Eine Entschädigung im Sinne des § 24 Nr. 1 Buchstabe a EStG, die aus Anlass einer Entlassung aus dem Dienstverhältnis vereinbart wird, setzt den Verlust von Einnahmen voraus, mit denen der Arbeitnehmer rechnen konnte. Weder eine Abfindung noch eine Entschädigung sind deshalb Zahlungen des Arbeitgebers, die bereits erdiente Ansprüche abgelten, wie z. B. rückständiger Arbeitslohn, anteiliges Urlaubsgeld, Urlaubsabgeltung, Weihnachtsgeld, Gratifikationen, Tantiemen oder bei rückwirkender Beendigung des Dienstverhältnisses bis zum steuerlich anzuerkennenden Zeitpunkt der Auflösung noch zustehende Gehaltsansprüche. Das gilt auch für freiwillige Leistungen, wenn sie in gleicher Weise den verbleibenden Arbeitnehmern tatsächlich zugewendet werden.

Von einer Entschädigung für entgangene oder entgehende Einnahmen sind diejenigen Entschädigungen zu unterscheiden, die für die Aufgabe oder Nichtausübung einer Tätigkeit gezahlt werden (§ 24 Nr. 1 Buchstabe b EStG).
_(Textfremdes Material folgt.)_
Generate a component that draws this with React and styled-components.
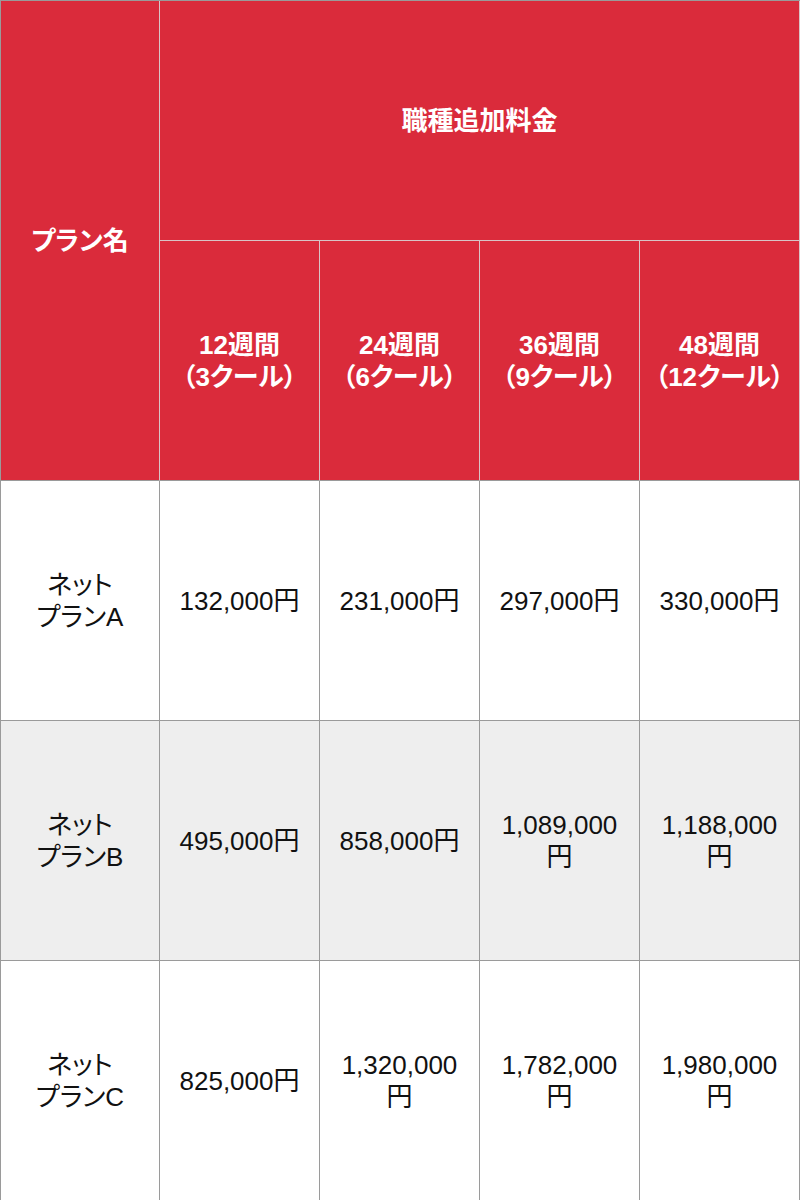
import React from "react";
import styled, { createGlobalStyle } from "styled-components";

const Global = createGlobalStyle`
  html, body { margin: 0; padding: 0; background: #ffffff; }
  body { font-family: "Liberation Sans", Arial, "Noto Sans CJK JP", sans-serif; }
`;

const RED = "#da2b3b";
const LINE = "#9a9a9a";
const HEAD_LINE = "#d8c4c6";

const Table = styled.div`
  display: grid;
  grid-template-columns: 159px repeat(4, 160px);
  grid-auto-rows: 240px;
  width: 800px;
  border-top: 1px solid ${LINE};
  border-left: 1px solid ${LINE};
  box-sizing: border-box;
  font-family: "Liberation Sans", Arial, "Noto Sans CJK JP", sans-serif;
  font-feature-settings: "palt";
`;

const Cell = styled.div`
  display: flex;
  align-items: center;
  justify-content: center;
  text-align: center;
  box-sizing: border-box;
  font-size: 26px;
  line-height: 32px;
`;

const HeadCell = styled(Cell)`
  background: ${RED};
  color: #ffffff;
  font-weight: bold;
  padding: 0 2px;
  border-right: 1px solid ${HEAD_LINE};
  border-bottom: 1px solid ${(p) => (p.$edge ? LINE : HEAD_LINE)};
  grid-column: ${(p) => p.$col || "auto"};
  grid-row: ${(p) => p.$row || "auto"};
`;

const BodyCell = styled(Cell)`
  background: ${(p) => (p.$shade ? "#eeeeee" : "#ffffff")};
  color: #111111;
  padding: 0 15px;
  border-right: 1px solid ${LINE};
  border-bottom: 1px solid ${LINE};
`;

const Text = styled.span`
  display: block;
`;

const periods = [
  ["12週間", "（3クール）"],
  ["24週間", "（6クール）"],
  ["36週間", "（9クール）"],
  ["48週間", "（12クール）"],
];

const plans = [
  { name: "プランA", prices: ["132,000円", "231,000円", "297,000円", "330,000円"] },
  { name: "プランB", prices: ["495,000円", "858,000円", "1,089,000円", "1,188,000円"] },
  { name: "プランC", prices: ["825,000円", "1,320,000円", "1,782,000円", "1,980,000円"] },
];

export default function App() {
  return (
    <>
      <Global />
      <Table>
        <HeadCell $row="1 / span 2" $col="1" $edge>
          プラン名
        </HeadCell>
        <HeadCell $row="1" $col="2 / span 4">
          職種追加料金
        </HeadCell>
        {periods.map(([a, b]) => (
          <HeadCell key={a} $row="2" $edge>
            <Text>
              {a}
              <br />
              {b}
            </Text>
          </HeadCell>
        ))}
        {plans.map((plan, i) => (
          <React.Fragment key={plan.name}>
            <BodyCell $shade={i % 2 === 1}>
              <Text>
                ネット
                <br />
                {plan.name}
              </Text>
            </BodyCell>
            {plan.prices.map((p) => (
              <BodyCell key={p} $shade={i % 2 === 1}>
                <Text>{p}</Text>
              </BodyCell>
            ))}
          </React.Fragment>
        ))}
      </Table>
    </>
  );
}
Auch für solche Entschädigungen kommt die Anwendung der Fünftelregelung in Betracht, wobei es unschädlich ist, wenn

 die Tätigkeit mit Willen oder Zustimmung des Arbeitnehmers aufgegeben wird,

 die Entschädigung von vornherein im Tarif- oder Arbeitsvertrag vereinbart ist und

 der Arbeitnehmer von seinem tarif- oder arbeitsvertraglich vereinbarten Recht Gebrauch macht, gegen Zahlung der vereinbarten Abfindung aus dem Dienstverhältnis auszuscheiden.

Die Unterschiede zwischen den beiden Entschädigungsarten sind ausführlich beim Stichwort „Entschädigungen“ unter den Nrn. 2 und 3 erläutert, da die Fünftelregelung nicht nur für Entlassungsentschädigungen, sondern auch für eine Reihe anderer Entschädigungen gilt (z. B. für Karenzentschädigungen, Entschädigungen wegen Einhaltung eines Wettbewerbsverbots usw.). Vgl. hierzu auch die Erläuterungen bei den Stichwörtern „Konkurrenzverbot“ und „Wettbewerbsverbot“.
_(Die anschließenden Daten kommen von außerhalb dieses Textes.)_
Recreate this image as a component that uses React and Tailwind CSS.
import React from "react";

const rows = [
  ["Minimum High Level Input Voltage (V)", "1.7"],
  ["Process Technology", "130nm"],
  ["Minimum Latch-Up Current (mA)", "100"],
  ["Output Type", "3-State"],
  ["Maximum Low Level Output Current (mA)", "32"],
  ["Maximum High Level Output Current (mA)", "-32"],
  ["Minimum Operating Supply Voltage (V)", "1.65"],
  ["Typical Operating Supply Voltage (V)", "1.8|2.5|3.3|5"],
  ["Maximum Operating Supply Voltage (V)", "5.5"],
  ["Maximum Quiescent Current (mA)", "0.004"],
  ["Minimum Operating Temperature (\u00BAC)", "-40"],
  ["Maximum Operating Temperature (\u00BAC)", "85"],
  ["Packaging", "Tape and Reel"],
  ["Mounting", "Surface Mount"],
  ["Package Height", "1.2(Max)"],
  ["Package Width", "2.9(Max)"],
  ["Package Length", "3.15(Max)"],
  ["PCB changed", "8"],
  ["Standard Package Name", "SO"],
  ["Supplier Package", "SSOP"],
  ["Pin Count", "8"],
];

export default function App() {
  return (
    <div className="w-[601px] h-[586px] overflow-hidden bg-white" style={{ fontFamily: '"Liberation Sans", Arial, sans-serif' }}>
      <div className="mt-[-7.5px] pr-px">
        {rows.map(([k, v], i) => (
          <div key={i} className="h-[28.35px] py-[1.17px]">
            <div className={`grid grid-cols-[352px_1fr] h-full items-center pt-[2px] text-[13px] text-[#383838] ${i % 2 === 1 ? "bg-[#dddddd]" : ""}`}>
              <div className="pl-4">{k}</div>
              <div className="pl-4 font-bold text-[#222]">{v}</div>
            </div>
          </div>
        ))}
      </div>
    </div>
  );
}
Ist hiernach die Entlassungsabfindung eine „Entschädigung“ im Sinne des § 24 Nr. 1 EStG, kommt die Anwendung der Fünftelregelung nur dann in Betracht, wenn es sich um außerordentliche Einkünfte handelt. Diese Voraussetzungen sind erfüllt, wenn eine Zusammenballung von Einkünften vorliegt (vgl. die Erläuterungen unter den nachfolgenden Nrn. 7 bis 9).